Dernière nuit à Milan : La mécanique du destin

Une caméra survolant les rues de Milan nous balade dans la ville sur une musique entraînante. C’est la nuit et chaque fenêtre allumée est une histoire potentielle à raconter. Très vite, la caméra s’approche vers une fenêtre en particulier : c’est l’histoire des personnages se trouvant derrière cette vitre que le film va nous conter. Dès l’ouverture, Andrea Di Stefano (réalisateur du solide Paradise Lost et qui tourne ici son premier long métrage dans son Italie natale) nous happe et entraîne son récit vers des sentiers bien connus que l’on adore : la course effrénée d’un personnage contre un destin face auquel il ne peut pas grand-chose, entraîné dans un engrenage infernal.

Franco Amore est pourtant un policier comme on en voit peu au cinéma. Un homme honnête qui, en 35 ans de service, n’a jamais tiré sur personne. Tenant à ses principes et proche de la retraite, il s’autorise seulement, pour arrondir ses fins de mois à faire le chauffeur pour Cosimo et surveiller ses arrières tandis que celui-ci fait des affaires pas toujours légales. Lors d’un deal effectué par Cosimo, un mafieux chinois fait une attaque cardiaque et Franco parvient à le sauver. Pour le remercier le mafieux lui propose du travail et une course qui ne devrait être qu’une simple formalité, à effectuer le soir où Franco fête en famille, auprès de sa femme Viviana et de ses proches, son départ à la retraite. Evidemment, rien ne se passera comme prévu et cette dernière nuit à Milan pour le policier qu’est Franco Amore sera plus éprouvante que jamais…

La chanson est bien connue et pourtant Andrea Di Stefano parvient à injecter dans son récit des touches subtiles pour le sortir de l’ordinaire. Le cinéaste nie avoir voulu jouer avec les codes du genre, s’en tenant à la véracité de ses personnages mais il n’empêche que le scénario sait nous surprendre. En premier lieu parce que Franco Amore, loin d’être l’archétype du flic corrompu prêt à flinguer tous ses ennemis, est un personnage joliment travaillé, droit dans ses bottes, tâchant de s’en tenir à une forme d’honnêteté dans un métier difficile, attaché à ne jamais sortir son arme et dont l’émotivité parfois inattendue est touchante. Et il y a aussi Viviana, sa femme (incarnée par Linda Caridi, une révélation pour nous) qui, loin de se contenter d’un rôle en arrière-plan, soutient Franco dans sa démarche, est au courant de ses activités et de ses problèmes et n’hésite pas à prendre les choses en main quand il le faut. Si l’on allie à ça un irréfutable sens de la mise en scène (la scène pivot du film, se déroulant dans un tunnel d’autoroute, est remarquable) et du tragique, Dernière nuit à Milan se transforme en une belle réussite, parvenant à satisfaire nos attentes du genre tout en les contournant habilement.

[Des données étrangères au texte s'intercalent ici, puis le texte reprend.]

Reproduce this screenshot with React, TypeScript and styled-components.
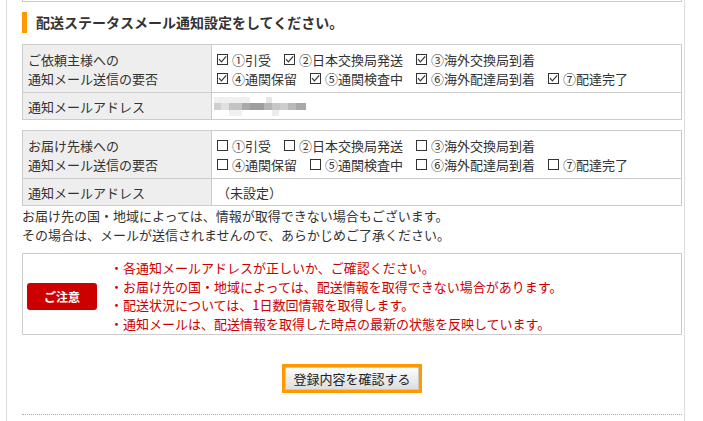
import React from 'react';
import styled, { createGlobalStyle } from 'styled-components';

const GlobalStyle = createGlobalStyle`
  *, *::before, *::after {
    box-sizing: border-box;
  }
  body {
    margin: 0;
    background: #fff;
    color: #333;
    font-family: "Noto Sans CJK JP", "Noto Sans", sans-serif;
    font-size: 13px;
  }
`;

const Page = styled.div`
  margin-left: 6px;
  width: 679px;
  min-height: 421px;
  padding: 0 2px 0 15px;
  border-left: 1px solid #ddd;
  border-right: 1px solid #ddd;
`;

const PrevBox = styled.div`
  height: 2px;
  border: 1px solid #ccc;
  border-top: none;
`;

const Heading = styled.h2`
  margin: 10px 0 11px;
  padding-left: 9px;
  border-left: 5px solid #f90;
  font-size: 14px;
  line-height: 21px;
  font-weight: bold;
  color: #333;
`;

const Table = styled.table`
  width: 100%;
  border-collapse: collapse;
  table-layout: fixed;
  & + & {
    margin-top: 10px;
  }
`;

const Th = styled.th<{ $tight?: boolean }>`
  width: 189px;
  background: #eee;
  border: 1px solid #ccc;
  text-align: left;
  font-weight: normal;
  line-height: 19px;
  padding: ${(p) => (p.$tight ? '4px 5px 3px' : '5px 5px 4px')};
  vertical-align: middle;
`;

const Td = styled.td<{ $tight?: boolean }>`
  border: 1px solid #ccc;
  line-height: 19px;
  padding: ${(p) => (p.$tight ? '4px 5px 3px' : '5px 5px 4px')};
  vertical-align: middle;
`;

const CheckLine = styled.div`
  display: flex;
  line-height: 19px;
  white-space: nowrap;
`;

const CheckItem = styled.span`
  display: inline-flex;
  align-items: center;
  margin-right: 13px;

  svg {
    margin-right: 4px;
    flex-shrink: 0;
  }
`;

const Mosaic = styled.svg`
  display: block;
  margin-left: -3px;
`;

const Notes = styled.p`
  margin: 0;
  line-height: 19px;
`;

const Caution = styled.div`
  margin-top: 9px;
  border: 1px solid #ccc;
  display: flex;
  align-items: center;
  padding: 5px 4px 1px;
`;

const Badge = styled.span`
  width: 70px;
  height: 27px;
  flex-shrink: 0;
  margin-right: 13px;
  border-radius: 3px;
  background: #c00;
  color: #fff;
  font-size: 12px;
  font-weight: bold;
  display: flex;
  align-items: center;
  justify-content: center;
`;

const CautionList = styled.ul`
  margin: 0;
  padding: 0;
  list-style: none;
  color: #c00;
  line-height: 18.6px;
`;

const ButtonRow = styled.div`
  margin-top: 29px;
  display: flex;
  justify-content: center;
`;

const ConfirmButton = styled.button`
  height: 29px;
  padding: 0 8px;
  border: 3px solid #f90;
  background: linear-gradient(#fff, #dcdcdc);
  box-shadow: inset 0 0 0 1px #c8c8c8;
  font-family: inherit;
  font-size: 13px;
  color: #222;
  cursor: pointer;
`;

const Dotted = styled.div`
  margin-top: 21px;
  border-top: 1px dotted #aaa;
`;

const Box = ({ checked }: { checked: boolean }) => (
  <svg width="11" height="11" viewBox="0 0 11 11">
    <rect x="0.5" y="0.5" width="10" height="10" fill="#fff" stroke="#333" />
    {checked && <path d="M2 5.2 L4.4 7.8 L9.2 2.4" fill="none" stroke="#333" strokeWidth="1.2" />}
  </svg>
);

const lines = [
  ['①引受', '②日本交換局発送', '③海外交換局到着'],
  ['④通関保留', '⑤通関検査中', '⑥海外配達局到着', '⑦配達完了'],
];

const Checks = ({ checked }: { checked: boolean }) => (
  <>
    {lines.map((line, i) => (
      <CheckLine key={i}>
        {line.map((label) => (
          <CheckItem key={label}>
            <Box checked={checked} />
            {label}
          </CheckItem>
        ))}
      </CheckLine>
    ))}
  </>
);

// blurred address, drawn as a mosaic
const tiles: [number, number, number, string][] = [
  [0, 0, 36, '#efefef'], [52, 0, 6, '#e6e6e6'],
  [0, 6, 7, '#cfcfcf'], [7, 6, 8, '#e0e0e0'], [15, 6, 13, '#c4c4c4'], [28, 6, 8, '#a9a9a9'],
  [36, 6, 14, '#9e9e9e'], [50, 6, 8, '#b5b5b5'], [58, 6, 8, '#c6c6c6'], [66, 6, 8, '#cdcdcd'],
  [74, 6, 8, '#b9b9b9'], [82, 6, 10, '#a8a8a8'],
  [15, 13, 13, '#f0f0f0'], [58, 13, 7, '#ececec'],
];

const Address = () => (
  <Mosaic width="95" height="19" viewBox="0 0 95 19">
    {tiles.map(([x, y, w, c], i) => (
      <rect key={i} x={x} y={y} width={w} height={y === 6 ? 7 : 6} fill={c} />
    ))}
  </Mosaic>
);

export default function App() {
  return (
    <>
      <GlobalStyle />
      <Page>
        <PrevBox />
        <Heading>配送ステータスメール通知設定をしてください。</Heading>

        <Table>
          <tbody>
            <tr>
              <Th>ご依頼主様への<br />通知メール送信の要否</Th>
              <Td><Checks checked /></Td>
            </tr>
            <tr>
              <Th $tight>通知メールアドレス</Th>
              <Td $tight><Address /></Td>
            </tr>
          </tbody>
        </Table>

        <Table>
          <tbody>
            <tr>
              <Th>お届け先様への<br />通知メール送信の要否</Th>
              <Td><Checks checked={false} /></Td>
            </tr>
            <tr>
              <Th $tight>通知メールアドレス</Th>
              <Td $tight>（未設定）</Td>
            </tr>
          </tbody>
        </Table>

        <Notes>
          お届け先の国・地域によっては、情報が取得できない場合もございます。<br />
          その場合は、メールが送信されませんので、あらかじめご了承ください。
        </Notes>

        <Caution>
          <Badge>ご注意</Badge>
          <CautionList>
            <li>・各通知メールアドレスが正しいか、ご確認ください。</li>
            <li>・お届け先の国・地域によっては、配送情報を取得できない場合があります。</li>
            <li>・配送状況については、1日数回情報を取得します。</li>
            <li>・通知メールは、配送情報を取得した時点の最新の状態を反映しています。</li>
          </CautionList>
        </Caution>

        <ButtonRow>
          <ConfirmButton type="button">登録内容を確認する</ConfirmButton>
        </ButtonRow>

        <Dotted />
      </Page>
    </>
  );
}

C’est d’autant plus remarquable que le film a été entièrement écrit par Andrea Di Stefano qui signe ici un scénario original ne devant son existence qu’à l’imagination du scénariste et réalisateur qui retrouve ici sa forme de cinéaste après une expérience américaine amère (The Informer en 2019). Mais le grand atout du film c’est bien évidemment Pierfrancesco Favino qui porte le personnage de Franco Amore dans toute sa splendeur, embrassant les personnages et ses nuances, incarnant un homme dépassé par des événements imprévisibles et tentant sans relâche de les maîtriser. L’acteur, dont on admire le travail depuis Romanzo Criminale, n’a de cesse de nous prouver à chacun de ses rôles l’immense talent dont il fait preuve et qui prend une ampleur de plus en plus impressionnante à mesure qu’il tourne, trouvant ces dernières années en Italie de grands rôles (Nostalgia, Le Traître) qu’il incarne avec une forme de gravité ancrant ses personnages dans le réel. Difficile dès lors de bouder une combinaison d’éléments aussi heureux, Dernière nuit à Milan sachant se montrer efficace et redoutable avec un réel sens de l’urgence et de la tragédie n’ayant rien à envier aux meilleurs films noirs.